Résumé de l’affaire Hissène Habré
Hissène Habré dirigea l’ancienne colonie française du Tchad de 1982 jusqu’à son renversement en 1990 par l’actuel président Idriss Déby et sa fuite vers le Sénégal. Son régime de parti unique, marqué par l’étendue de ses atrocités, fut soutenu par la France et les Etats-Unis. Une commission d’enquête nationale accusa le régime de Hissène Habré de plus de 40,000 assassinats politiques et de tortures systématiques. Les archives de la DDS, découvertes par Human Rights Watch, contiennent les noms d’au moins 12.321 victimes et apportent des preuves sur les cas de 1.208 individus morts en détention.

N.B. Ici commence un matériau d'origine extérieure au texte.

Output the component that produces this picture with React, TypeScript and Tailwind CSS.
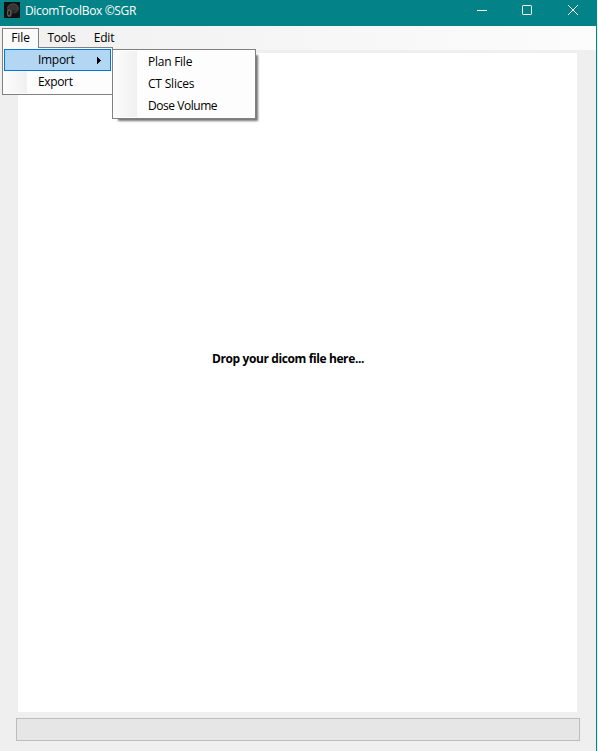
import React from "react";

type ItemProps = { label: string; className?: string; active?: boolean };

function MenuItem({ label, className = "", active = false }: ItemProps) {
  return (
    <div
      className={
        "relative flex h-[22px] items-center whitespace-nowrap pl-[34px] " +
        (active ? "bg-[#b3d7f3] outline outline-1 -outline-offset-1 outline-[#0078d7] " : "") +
        className
      }
    >
      <span>{label}</span>
      {active && (
        <svg className="absolute right-[10px] top-[8px]" width="4" height="7" viewBox="0 0 4 7" shapeRendering="crispEdges">
          <path d="M0 0H1V1H2V2H3V3H4V4H3V5H2V6H1V7H0Z" fill="#000" />
        </svg>
      )}
    </div>
  );
}

function SkullIcon() {
  return (
    <svg width="16" height="16" viewBox="0 0 16 16" className="shrink-0">
      <rect width="16" height="16" fill="#111" />
      <path d="M3 7 C3 3.5 6 1.5 9.5 1.5 C13 1.5 15 4 14.6 7.5 C14.3 10 12.5 11 11 11.5 L8.5 11 L7 15 L4 15 L3 12 Z" fill="#363636" />
      <path d="M3.5 6.5 C4 3.5 6.5 2 9.5 2 C12.5 2 14.5 4.5 14 8" fill="none" stroke="#4c4c4c" strokeWidth="0.9" />
      <ellipse cx="5.2" cy="11" rx="1.6" ry="3" fill="#191919" stroke="#626262" strokeWidth="1.1" />
      <path d="M8 9 L12 8 L9 11 Z" fill="#222" />
    </svg>
  );
}

export default function App() {
  return (
    <div className="relative flex h-[751px] w-[598px] flex-col overflow-hidden bg-[#e6f1f1] font-['Open_Sans','Noto_Sans',sans-serif] text-[12px] leading-[16px] text-black">
      <header className="flex h-[26px] w-[597px] shrink-0 items-start bg-[#038387] text-white">
        <div className="flex pl-1 pt-[2px]">
          <SkullIcon />
          <span className="ml-[5px] mt-px whitespace-nowrap tracking-[-0.35px]">DicomToolBox ©SGR</span>
        </div>
        <svg className="ml-auto mr-[18px] mt-[5px]" width="102" height="11" viewBox="0 0 102 11" fill="none" stroke="#fff">
          <path d="M0 5.5H10" />
          <rect x="45.5" y="0.5" width="9" height="9" rx="0.7" />
          <path d="M91 0L101 10M101 0L91 10" />
        </svg>
      </header>

      <div className="flex min-h-0 w-[597px] flex-1 flex-col border-r border-[#038387] bg-[#efefef]">
        <nav className="flex h-[24px] shrink-0 items-start bg-gradient-to-r from-[#f0f0f0] to-[#fcfcfc] pl-[2px] pt-[2px]">
          <div className="flex h-[20px] w-[37px] justify-center border border-b-0 border-[#808080] bg-[#fafafa] pt-px tracking-[-0.1px]">File</div>
          <div className="w-[45px] pt-[2px] text-center tracking-[-0.4px]">Tools</div>
          <div className="w-[40px] pt-[2px] text-center tracking-[-0.2px]">Edit</div>
        </nav>

        <main className="ml-[18px] mt-[3px] flex h-[659px] w-[559px] shrink-0 items-start bg-white pl-[194px] pt-[298px]">
          <span className="whitespace-nowrap font-bold tracking-[-0.39px]">Drop your dicom file here...</span>
        </main>

        <div className="ml-4 mt-[6px] h-[23px] w-[564px] shrink-0 border border-[#bcbcbc] bg-[#e6e6e6]" />
      </div>

      <div className="absolute left-[2px] top-[47px] h-[48px] w-[111px] border border-[#808080] bg-[#fdfdfd] p-px">
        <div className="absolute left-px top-px h-[44px] w-[23px] bg-gradient-to-r from-[#fcfcfc] to-[#f0f0f0]" />
        <MenuItem label="Import" active className="w-[107px] tracking-[-0.3px]" />
        <MenuItem label="Export" className="tracking-[-0.35px]" />
      </div>
      <div className="absolute left-[3px] top-[47px] h-px w-[35px] bg-[#fafafa]" />

      <div className="absolute left-[112px] top-[49px] h-[70px] w-[144px] border border-[#808080] bg-[#fdfdfd] px-px py-px shadow-[4px_4px_2px_-2px_rgba(0,0,0,0.55)]">
        <div className="absolute left-px top-px h-[66px] w-[23px] bg-gradient-to-r from-[#fcfcfc] to-[#f0f0f0]" />
        <MenuItem label="Plan File" className="tracking-[-0.25px]" />
        <MenuItem label="CT Slices" className="tracking-[-0.2px]" />
        <MenuItem label="Dose Volume" className="tracking-[-0.45px]" />
      </div>
    </div>
  );
}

En février 2000, Hissène Habré fut inculpé au Sénégal pour complicité de crimes contre l’humanité, d’actes de torture et de barbarie mais la Cour de Cassation sénégalaise a juge que ce dossier ne relevait pas de sa compétence territoriale. Les victimes de Hissène Habré ont alors déposé une plainte en Belgique sur le fondement de la loi belge dite « de compétence universelle » qui est maintenant abrogée et le Sénégal a accepté de faire droit a la demande des Nations Unies consistant à maintenir Hissène Habré sur son territoire dans l’attente d’une demande d’extradition. Un juge belge et une équipe de police se sont rendus au Tchad en 2002. Ils ont pu y questionner les victimes de Hissène Habré et de ses complices. Ils ont visité d’anciennes prisions et ont eu accès aux archives de la terrible police politique de Hissène Habré. Le traitement du dossier n’a pas été affecté par l’abrogation de la loi belge dite « de compétence universelle » parce que d’une part l’instruction avait déjà commencée et d’autre part plusieurs plaignants étaient de nationalité belge. Le juge belge poursuit son instruction et l’inculpation et l’extradition de Hissène Habré vers la Belgique restent la suite logique et espérée de cette affaire.